I’m sitting in the same boat as you I think. My 5 year old rhasspy 2.5 setup is still outperforming the current state of openwakeword + whisper. It contains a lot of node-red glue and works conveniently well, e.g. by checking the site id with a prefix in the entity. “Turn the light off” will actually turn the “Livingroom light” off if I’m in the living room.

I have replaced text to speech with piper in my rhasspy instance by wrapping it with a marry tts interface though and am pretty happy with my glados voice.

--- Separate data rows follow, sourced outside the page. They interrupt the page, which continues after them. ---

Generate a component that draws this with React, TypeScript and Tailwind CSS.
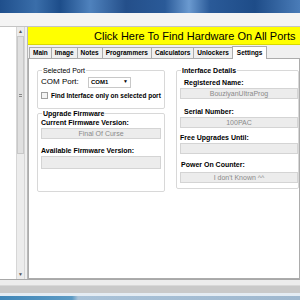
const tabs = ["Main", "Image", "Notes", "Programmers", "Calculators", "Unlockers"]

function Field({ value, className = "" }: { value?: string; className?: string }) {
  return (
    <div
      className={`h-[11px] bg-[#ececec] border border-[#d4d4d4] text-[7px] leading-[9px] text-[#8a8a8a] text-center ${className}`}
    >
      {value}
    </div>
  )
}

export default function App() {
  return (
    <div
      className="w-[300px] h-[300px] overflow-hidden flex flex-col bg-white text-black"
      style={{ fontFamily: '"Liberation Sans", Arial, sans-serif' }}
    >
      {/* window title bar */}
      <div className="h-[13px] shrink-0 bg-[linear-gradient(90deg,#1f4f8c_0%,#3a6eaa_12%,#1d4d8a_20%,#4f82bd_30%,#244f8a_42%,#2a5a98_55%,#6b9ad0_63%,#2a5a98_70%,#1e4c88_85%,#4a7cb8_100%)]" />

      {/* toolbar strip */}
      <div className="h-[14px] shrink-0 bg-[#f4f4f4] border-b border-[#c4c4c4]" />

      {/* main area */}
      <div className="flex-1 flex min-h-0 border-b border-[#a8a8a8]">
        {/* left list with scrollbar */}
        <div className="w-[16px] bg-white" />
        <div className="w-[9px] bg-[#ececec] border-x border-[#d6d6d6] flex flex-col items-center">
          <div className="h-[9px] text-[5px] leading-[9px] text-[#555]">▲</div>
          <div className="w-[7px] h-[118px] bg-[#e0e0e0] border border-[#c8c8c8] flex items-center justify-center">
            <div className="w-[3px] h-[3px] border-y border-[#888]" />
          </div>
          <div className="flex-1" />
          <div className="h-[9px] text-[5px] leading-[9px] text-[#555]">▼</div>
        </div>
        <div className="w-[2px] bg-[#f0f0f0]" />

        {/* right area */}
        <div className="flex-1 flex flex-col bg-[#f0f0f0] border-l border-[#b8b8b8] min-w-0">
          <div className="h-[18px] bg-[#ffff00] border-b border-[#d8d800] text-[11px] leading-[18px] whitespace-nowrap pl-[66px]">
            Click Here To Find Hardware On All Ports
          </div>

          {/* tabs */}
          <div className="mt-[2px] h-[11px] flex items-end pl-[1px]">
            {tabs.map((t) => (
              <div
                key={t}
                className="h-[11px] px-[3px] border border-b-0 border-[#acacac] -ml-px first:ml-0 bg-[#f0f0f0] text-[6.5px] font-bold leading-[10px] whitespace-nowrap"
              >
                {t}
              </div>
            ))}
            <div className="h-[13px] px-[4px] border border-b-0 border-[#acacac] -ml-px bg-white text-[6.5px] font-bold leading-[12px] whitespace-nowrap relative top-px">
              Settings
            </div>
          </div>

          {/* tab panel */}
          <div className="flex-1 bg-white border border-[#acacac] flex gap-[11px] pl-[8px] pt-[8px] min-w-0">
            {/* left column */}
            <div className="w-[128px] shrink-0 flex flex-col gap-[1px]">
              <fieldset className="border border-[#d8d8d8] rounded-[2px] px-[3px] pb-[8px] h-[42px]">
                <legend className="text-[7px] leading-[7px] px-[1px] ml-[1px]">Selected Port</legend>
                <div className="flex items-center mt-[2px]">
                  <span className="text-[8px] w-[47px]">COM Port:</span>
                  <div className="w-[43px] h-[11px] border border-[#c8c8c8] bg-white flex items-center justify-between px-[2px] text-[6px] font-bold">
                    <span>COM1</span>
                    <span className="text-[5px]">▼</span>
                  </div>
                </div>
                <div className="flex items-center mt-[3px] gap-[3px] whitespace-nowrap">
                  <div className="w-[7px] h-[7px] border border-[#a0a0a0] bg-[#f4f4f4]" />
                  <span className="text-[6.5px] font-bold">Find Interface only on selected port</span>
                </div>
              </fieldset>

              <fieldset className="border border-[#d8d8d8] rounded-[2px] px-[3px] h-[82px]">
                <legend className="text-[7px] leading-[7px] font-bold px-[1px] ml-[1px]">Upgrade Firmware</legend>
                <div className="text-[7px] font-bold mt-[1px] leading-[9px]">Current Firmware Version:</div>
                <Field value="Final Of Curse" className="mt-[1px]" />
                <div className="text-[7px] font-bold mt-[7px] leading-[9px]">Available Firmware Version:</div>
                <Field className="mt-[1px] h-[13px]" />
              </fieldset>
            </div>

            {/* right column */}
            <fieldset className="flex-1 min-w-0 border border-[#d8d8d8] rounded-[2px] pl-[3px] h-[122px]">
              <legend className="text-[7px] leading-[7px] font-bold px-[1px] ml-[1px]">Interface Details</legend>
              <div className="text-[7px] font-bold mt-[4px] ml-[4px] leading-[9px]">Registered Name:</div>
              <Field value="BouziyanUltraProg" className="mt-[1px]" />
              <div className="text-[7px] font-bold mt-[8px] ml-[4px] leading-[9px]">Serial Number:</div>
              <Field value="100PAC" className="mt-[1px]" />
              <div className="text-[7px] font-bold mt-[5px] leading-[9px]">Free Upgrades Until:</div>
              <Field className="mt-[1px]" />
              <div className="text-[7px] font-bold mt-[6px] ml-[1px] leading-[9px]">Power On Counter:</div>
              <Field value="I don't Known ^^" className="mt-[3px]" />
            </fieldset>
          </div>
        </div>
      </div>

      {/* bottom status strips */}
      <div className="h-[5px] shrink-0 bg-[#ececec]" />
      <div className="h-[8px] shrink-0 bg-[#c9c9c9] border-t border-[#d8d8d8]" />
      <div className="h-[3px] shrink-0 bg-[#e4ecf3]" />
      <div className="h-[4px] shrink-0 bg-[linear-gradient(90deg,#3f86b8_0%,#5b9ac4_24%,#a9c2d8_26%,#9fb8cf_100%)]" />
    </div>
  )
}
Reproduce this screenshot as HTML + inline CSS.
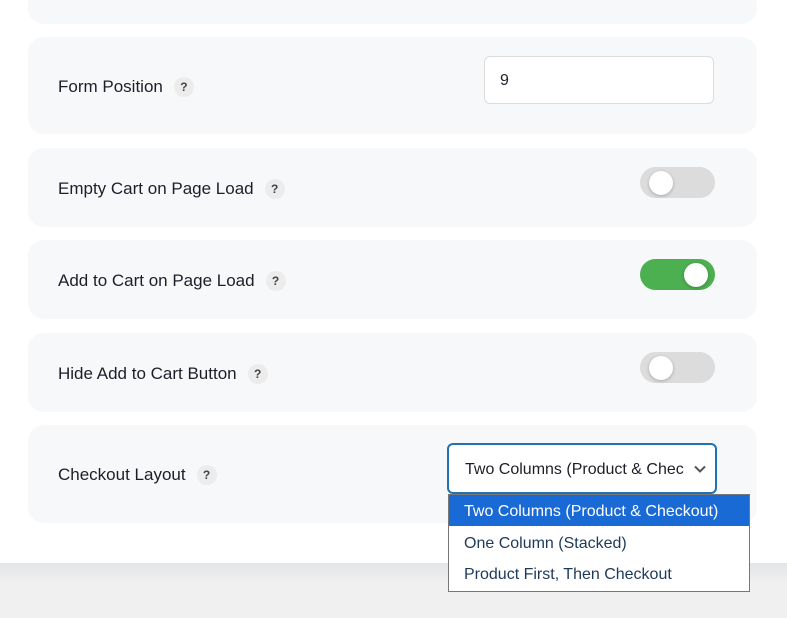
<!DOCTYPE html>
<html><head><style>
*{box-sizing:border-box;margin:0;padding:0}
body{width:787px;height:618px;overflow:hidden;background:#fff;font-family:"Liberation Sans",sans-serif;position:relative;color:#1e1e2a}
.bot{position:absolute;left:0;top:563px;width:787px;height:55px;background:linear-gradient(#e3e4e6,#f0f0f1 20px)}
.card{position:absolute;left:28px;width:729px;background:#f7f8fa;border-radius:16px}
.lbl{position:absolute;left:30px;font-size:17px;display:flex;align-items:center}
.q{display:inline-block;width:20px;height:20px;border-radius:50%;background:#ececec;color:#444;font-size:12px;font-weight:bold;text-align:center;line-height:20px;margin-left:11px}
.tg{position:absolute;left:612px;width:75px;height:31px;border-radius:16px;background:#dcdcdc}
.tg .k{position:absolute;top:3.5px;left:9px;width:24px;height:24px;border-radius:50%;background:#fff;box-shadow:0 1px 3px rgba(0,0,0,.25)}
.tg.on{background:#4caf50}.tg.on .k{left:44px}
</style></head><body>
<div class="card" style="top:-20px;height:44px"></div>
<div class="card" style="top:37px;height:97px"><div class="lbl" style="top:40px">Form Position<span class="q">?</span></div>
<div style="position:absolute;left:456px;top:19px;width:230px;height:48px;border:1px solid #dcdcdc;border-radius:6px;background:#fff;font-size:16px;padding:15px 15px">9</div></div>
<div class="card" style="top:148px;height:79px"><div class="lbl" style="top:31px">Empty Cart on Page Load<span class="q">?</span></div><div class="tg" style="top:19px"><div class="k"></div></div></div>
<div class="card" style="top:240px;height:79px"><div class="lbl" style="top:31px">Add to Cart on Page Load<span class="q">?</span></div><div class="tg on" style="top:19px"><div class="k"></div></div></div>
<div class="card" style="top:333px;height:79px"><div class="lbl" style="top:31px">Hide Add to Cart Button<span class="q">?</span></div><div class="tg" style="top:19px"><div class="k"></div></div></div>
<div class="card" style="top:425px;height:98px"><div class="lbl" style="top:40px">Checkout Layout<span class="q">?</span></div></div>
<div class="bot"></div>
<div style="position:absolute;left:447px;top:443px;width:270px;height:51px;border:2px solid #2271b1;border-radius:6px;background:#fff;font-size:16px;padding:16px 0 0 16px;white-space:nowrap;overflow:hidden">Two Columns (Product &amp; Chec
<svg style="position:absolute;right:9px;top:20px" width="12" height="8" viewBox="0 0 12 8"><path d="M1 1.5l5 5 5-5" fill="none" stroke="#555" stroke-width="2"/></svg></div>
<div style="position:absolute;left:448px;top:494px;width:302px;height:98px;border:1px solid #777;background:#fff;font-size:16px;color:#1d3a5a">
<div style="height:31px;background:#1a6ad6;color:#fff;padding:8px 0 0 15px">Two Columns (Product &amp; Checkout)</div>
<div style="height:32px;padding:9px 0 0 15px">One Column (Stacked)</div>
<div style="height:32px;padding:8px 0 0 15px">Product First, Then Checkout</div>
</div>
</body></html>
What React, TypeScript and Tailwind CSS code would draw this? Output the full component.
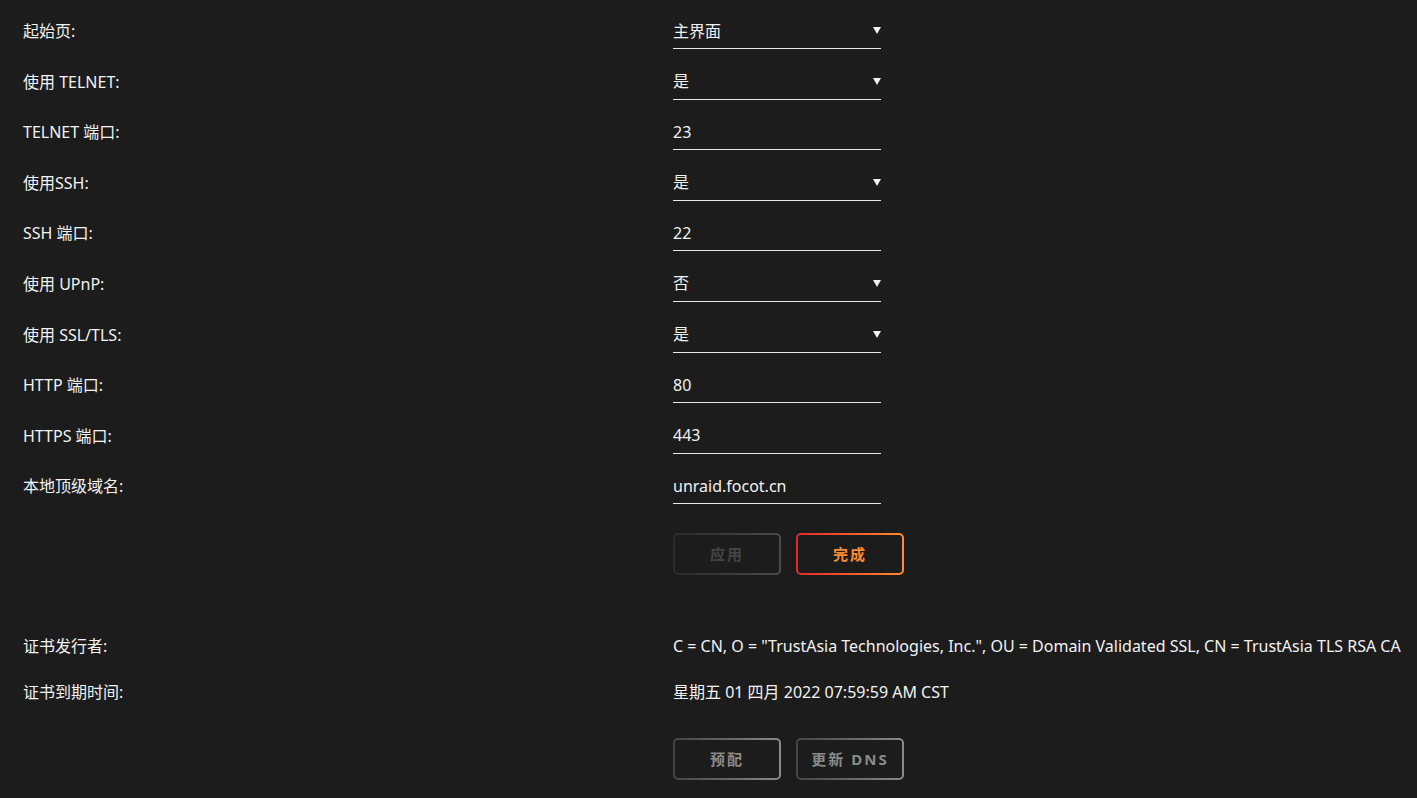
const rows: { label: string; value: string; select?: boolean }[] = [
  { label: "起始页:", value: "主界面", select: true },
  { label: "使用 TELNET:", value: "是", select: true },
  { label: "TELNET 端口:", value: "23" },
  { label: "使用SSH:", value: "是", select: true },
  { label: "SSH 端口:", value: "22" },
  { label: "使用 UPnP:", value: "否", select: true },
  { label: "使用 SSL/TLS:", value: "是", select: true },
  { label: "HTTP 端口:", value: "80" },
  { label: "HTTPS 端口:", value: "443" },
  { label: "本地顶级域名:", value: "unraid.focot.cn" },
];

function Field({ value, select }: { value: string; select?: boolean }) {
  return (
    <div className="relative flex h-[38px] w-[208px] items-center border-b border-[#e8e8e8] pt-[2px]">
      <span>{value}</span>
      {select && (
        <svg className="absolute right-0 top-[16px]" width="8" height="7" viewBox="0 0 8 7">
          <path d="M0 0H8L4 7Z" fill="#f2f2f2" />
        </svg>
      )}
    </div>
  );
}

function GradButton({ children, from, to, text }: { children: React.ReactNode; from: string; to: string; text: string }) {
  return (
    <div className="rounded-[5px] p-[2px]" style={{ background: `linear-gradient(90deg, ${from}, ${to})` }}>
      <div className={`flex h-[38px] w-[104px] items-center justify-center rounded-[3px] bg-[#1c1c1c] text-[15px] font-bold tracking-[2px] ${text}`}>
        {children}
      </div>
    </div>
  );
}

export default function App() {
  return (
    <div
      className="min-h-[798px] w-full bg-[#1c1c1c] pl-[23px] pt-[11px] text-[16px] text-[#f2f2f2]"
      style={{ fontFamily: '"Noto Sans", "Noto Sans CJK SC", sans-serif' }}
    >
      {rows.map((r) => (
        <div key={r.label} className="flex h-[50.6px]">
          <div className="flex h-[38px] w-[650px] items-center pt-[2px]">{r.label}</div>
          <Field value={r.value} select={r.select} />
        </div>
      ))}
      <div className="flex pt-[16px]">
        <div className="w-[650px]" />
        <div className="flex gap-[15px]">
          <GradButton from="#2a2a2a" to="#4a4a4a" text="text-[#444444]">应用</GradButton>
          <GradButton from="#e22828" to="#ff8c2f" text="text-[#ff8c2f]">完成</GradButton>
        </div>
      </div>
      <div className="flex pt-[48px]">
        <div className="flex h-[46px] w-[650px] items-center">证书发行者:</div>
        <div className="flex h-[46px] items-center whitespace-nowrap">
          C = CN, O = "TrustAsia Technologies, Inc.", OU = Domain Validated SSL, CN = TrustAsia TLS RSA CA
        </div>
      </div>
      <div className="flex">
        <div className="flex h-[46px] w-[650px] items-center">证书到期时间:</div>
        <div className="flex h-[46px] items-center">星期五 01 四月 2022 07:59:59 AM CST</div>
      </div>
      <div className="flex pt-[23px]">
        <div className="w-[650px]" />
        <div className="flex gap-[15px]">
          <GradButton from="#444444" to="#8a8a8a" text="text-[#8a8a8a]">预配</GradButton>
          <GradButton from="#444444" to="#8a8a8a" text="text-[#8a8a8a]">更新 DNS</GradButton>
        </div>
      </div>
    </div>
  );
}
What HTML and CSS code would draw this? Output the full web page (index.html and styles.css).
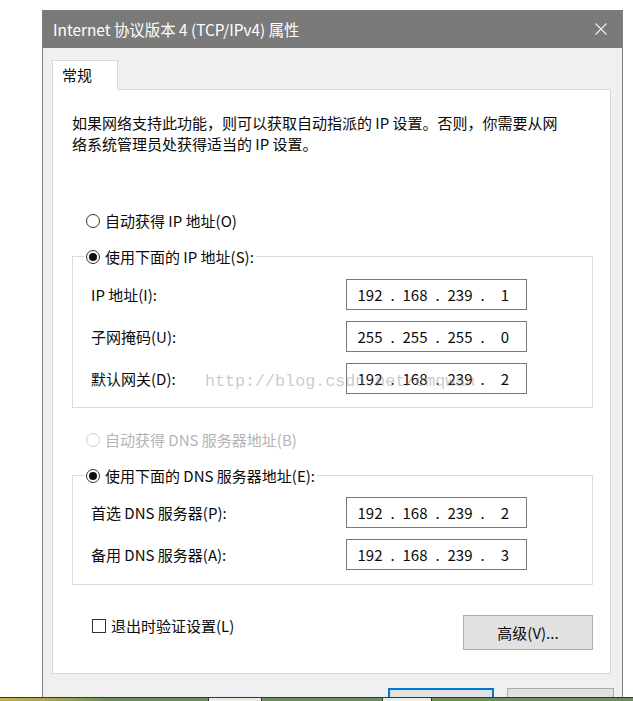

Thanks - didn’t see that project myself.

When I’m back home mid next week, I can give this a shot.
Bute in the meantime I already set up Rhasspy 2 sattelittes, learned about using the satellite-ids correctly, setting up UDP-servers on the sattelites, so that they’re not streaming all the time to the central MQTT-server, any much, much more.

It’s working great so far… only thing is, that the 512 MB RAM on the Pi0 2Ws isn’t realy enough for the Docker-installation… they’re swapping all the time which isn’t good…
Would have to go with debian 10, 32 Bit on the satellites, than I could install the venv directly without docker… but having this old OS version is not my favorite thing, either.

As I said, I have everything up and running with Rhasspy 2 at the moment.
Don’t know when I will feel playful enough to go in full test mode again :wink:


Unrelated to the topic, but related to my post:
Perhaps I can free up RAM if I can get rid of the docker container for rhasspy with the patch or the forked repo from this:

This stt engine can be even faster when you use your own phrase dictionary. Has already been discussed in other threads.

From my initial post

“So I tried wyoming-vosk, because it should be more like Kaldi (what I’ve been using for years now). It was better, but really not good enough.”